» **WHAT YOU WILL DO**:
Begin at the first line of the data and copy each line through the one containing "string; desc: string;", that line included, with no pictures.

» **INFORMATION SUPPLIED**:
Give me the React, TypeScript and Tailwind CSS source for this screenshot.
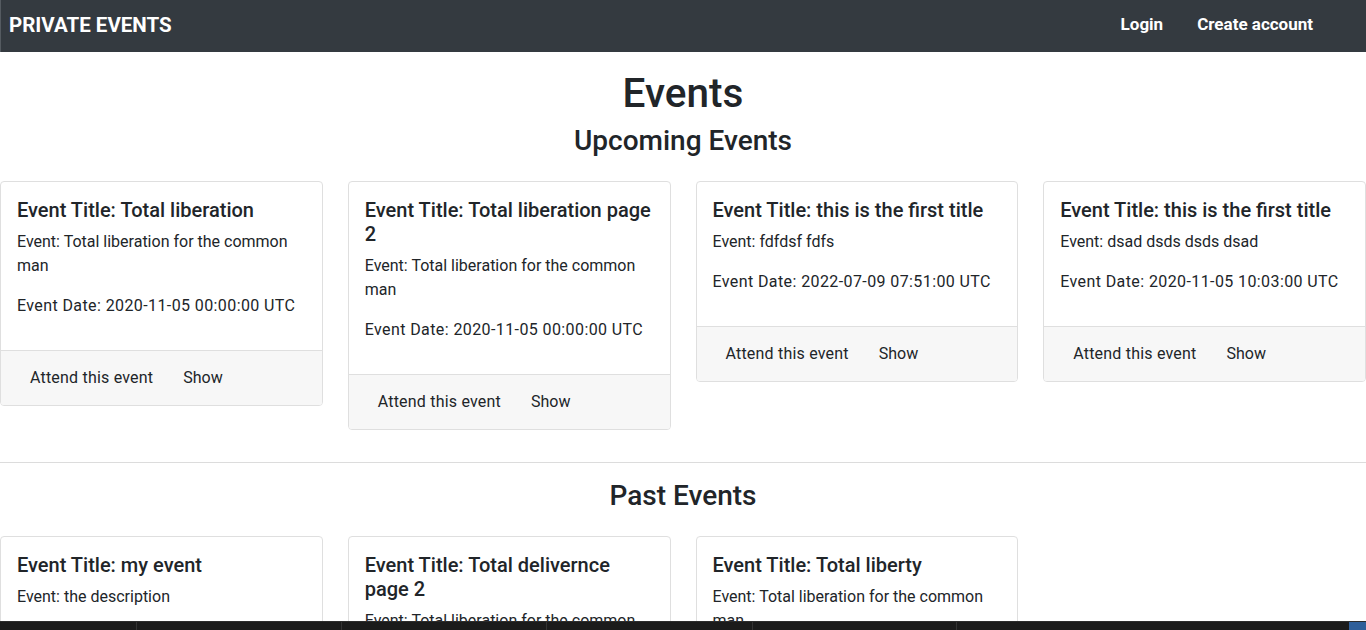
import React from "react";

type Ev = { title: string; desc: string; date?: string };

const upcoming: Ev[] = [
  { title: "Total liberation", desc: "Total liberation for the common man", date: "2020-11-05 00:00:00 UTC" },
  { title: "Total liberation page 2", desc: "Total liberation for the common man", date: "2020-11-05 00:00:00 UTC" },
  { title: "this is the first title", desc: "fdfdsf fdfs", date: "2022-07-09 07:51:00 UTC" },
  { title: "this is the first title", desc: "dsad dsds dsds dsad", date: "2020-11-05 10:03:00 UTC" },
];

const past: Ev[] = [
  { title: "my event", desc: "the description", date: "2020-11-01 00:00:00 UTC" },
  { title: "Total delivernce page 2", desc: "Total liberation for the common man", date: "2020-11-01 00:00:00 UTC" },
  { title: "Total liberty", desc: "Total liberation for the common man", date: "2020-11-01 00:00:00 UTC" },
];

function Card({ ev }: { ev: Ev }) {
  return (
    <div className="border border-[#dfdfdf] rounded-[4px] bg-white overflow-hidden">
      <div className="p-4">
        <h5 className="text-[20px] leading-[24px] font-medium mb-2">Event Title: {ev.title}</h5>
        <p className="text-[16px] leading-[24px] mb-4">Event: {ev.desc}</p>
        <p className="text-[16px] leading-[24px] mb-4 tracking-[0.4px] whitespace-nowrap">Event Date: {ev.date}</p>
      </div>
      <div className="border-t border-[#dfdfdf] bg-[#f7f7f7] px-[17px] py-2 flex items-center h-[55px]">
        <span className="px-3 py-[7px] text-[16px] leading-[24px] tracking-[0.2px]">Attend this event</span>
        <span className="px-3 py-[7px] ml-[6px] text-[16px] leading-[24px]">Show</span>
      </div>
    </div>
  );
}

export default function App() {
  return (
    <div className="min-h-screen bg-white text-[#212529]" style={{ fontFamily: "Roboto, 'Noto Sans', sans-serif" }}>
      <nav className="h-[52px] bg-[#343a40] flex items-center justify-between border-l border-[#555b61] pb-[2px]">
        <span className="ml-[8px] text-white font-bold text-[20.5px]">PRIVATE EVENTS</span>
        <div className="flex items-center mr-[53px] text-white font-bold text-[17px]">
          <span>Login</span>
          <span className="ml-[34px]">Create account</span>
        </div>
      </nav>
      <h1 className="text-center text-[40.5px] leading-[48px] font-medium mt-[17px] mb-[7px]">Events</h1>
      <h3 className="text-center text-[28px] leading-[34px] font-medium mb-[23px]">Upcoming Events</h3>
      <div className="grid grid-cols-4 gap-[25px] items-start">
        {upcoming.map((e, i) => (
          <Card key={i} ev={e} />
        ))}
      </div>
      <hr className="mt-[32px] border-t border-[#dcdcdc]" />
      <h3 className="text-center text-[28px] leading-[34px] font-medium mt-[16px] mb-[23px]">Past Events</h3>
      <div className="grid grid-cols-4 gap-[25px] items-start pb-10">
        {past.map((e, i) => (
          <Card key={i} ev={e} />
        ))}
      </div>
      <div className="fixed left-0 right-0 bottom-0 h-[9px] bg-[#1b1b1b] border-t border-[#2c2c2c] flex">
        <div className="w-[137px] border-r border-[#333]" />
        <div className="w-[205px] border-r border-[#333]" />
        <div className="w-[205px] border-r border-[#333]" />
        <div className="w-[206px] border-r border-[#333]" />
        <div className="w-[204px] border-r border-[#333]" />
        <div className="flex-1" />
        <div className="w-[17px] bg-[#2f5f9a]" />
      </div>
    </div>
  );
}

» **SOLVED EXERCISE**:
Give me the React, TypeScript and Tailwind CSS source for this screenshot.
import React from "react";

type Ev = { title: string; desc: string; date?: string };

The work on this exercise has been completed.